Actualizing a more democratic university will require that student movements work in solidarity with on-campus unions—in part because many students are the workers performing labor within the university, from research to teaching to various work-study appointments. Even in distinct struggles, unity between students and workers mutually reinforces our power against the for-profit, austerity-ridden university. By coordinating tactics like labor and tuition strikes, we can put even greater force behind our common vision of a democratic university.

In this vein, the tactic of withholding tuition has the potential to win demands that go far beyond the tuition itself. By exercising this form of collective power, students can exert leverage within their universities across many domains.
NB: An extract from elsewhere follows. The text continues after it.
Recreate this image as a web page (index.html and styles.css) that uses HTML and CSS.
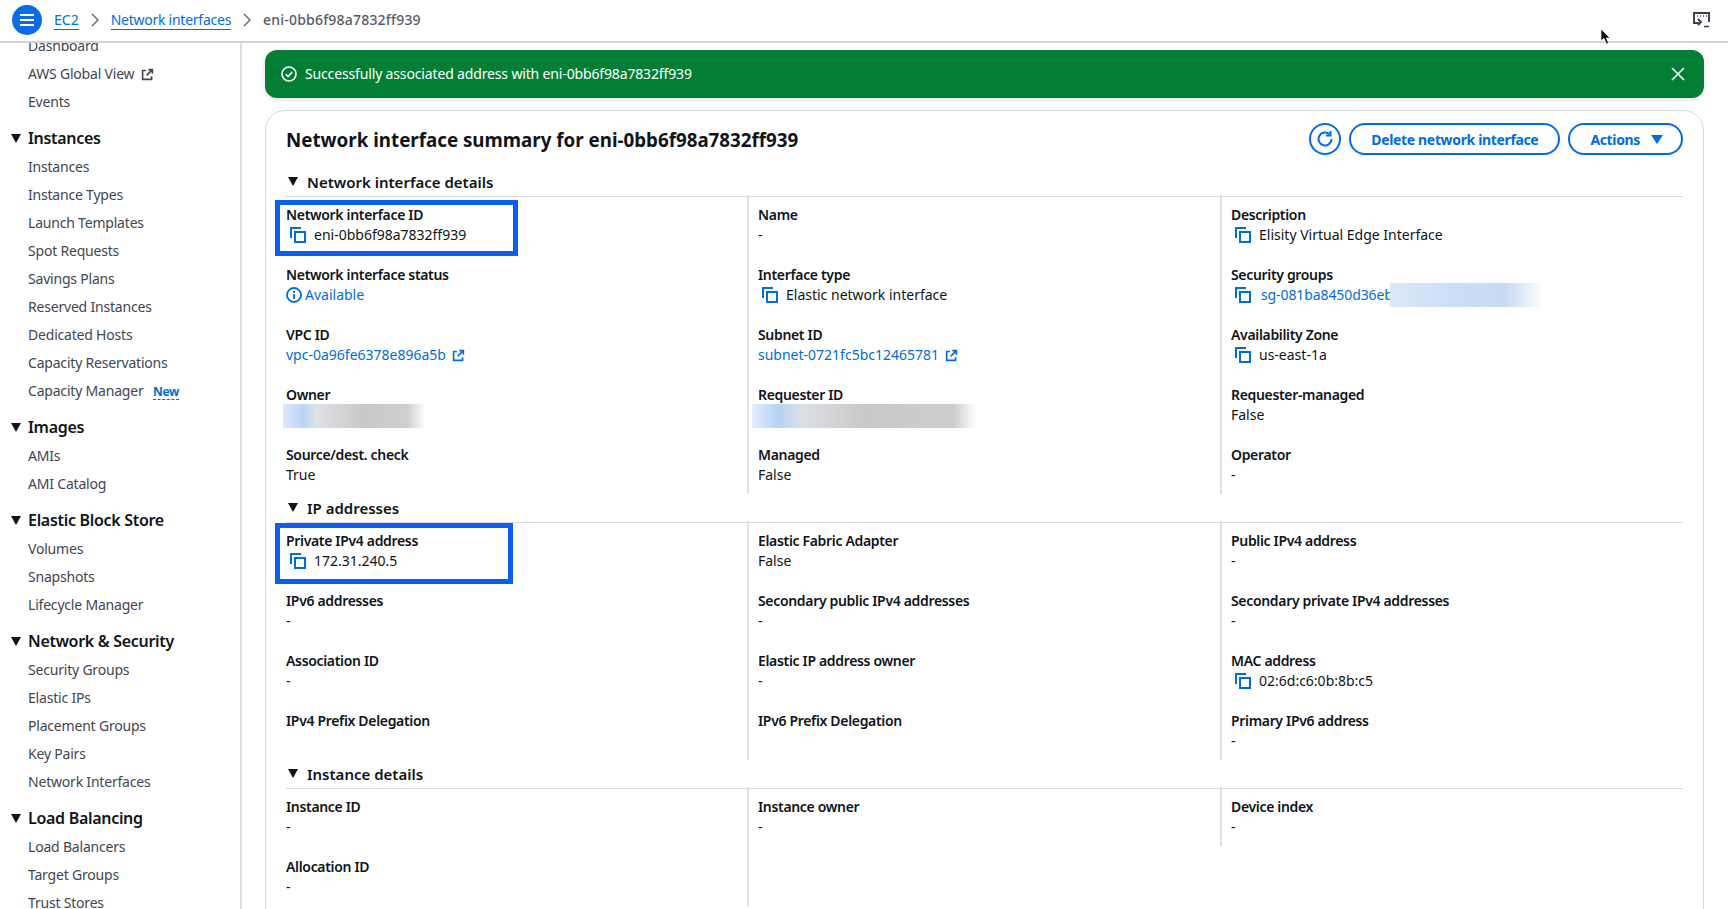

We should look at skyrocketing tuition costs as a mere symptom of the unilateral processes behind all major institutional decisions. The question of why tuition rates are so high is deeply connected to the question of how tuition is spent.

This is why the Columbia tuition strike has formed a broad coalition with MAD, Students for Justice in Palestine, Extinction Rebellion, the Sunrise Movement, and Graduate Workers of Columbia. The common line connecting these groups and the demands is the idea that students should have a democratic say about how where the university places its resources. The university’s endowment has grown by more than $300 million over the course of a global pandemic. We know that Columbia can afford to repay the surrounding community of Harlem for decades of damages, rather than investing in endless expansion. Likewise, Columbia can afford to divest from interests such as fossil fuel companies and companies that profit from human rights abuses in Palestine.

This movement holds significance beyond Columbia. If successful, a tuition strike has the potential to set an example for other students nationwide, demonstrating how to organize at their local level for affordable higher education that privileges people over profits. A tuition strike of this magnitude is without precedent; the only similar example is a 2,500-student tuition strike at the University of Michigan in 1973. We hope that our movement at Columbia will provide a successful model for mobilizing students across the country who all face similar struggles.

A nationwide tuition strike movement could finally turn back the neoliberal tide that has left students with no choice but to fork over rising tuition to universities that prioritize profits and expansion over the needs of students, professors, and their communities. We are beginning to forge another path. That’s why Columbia is desperate not to concede.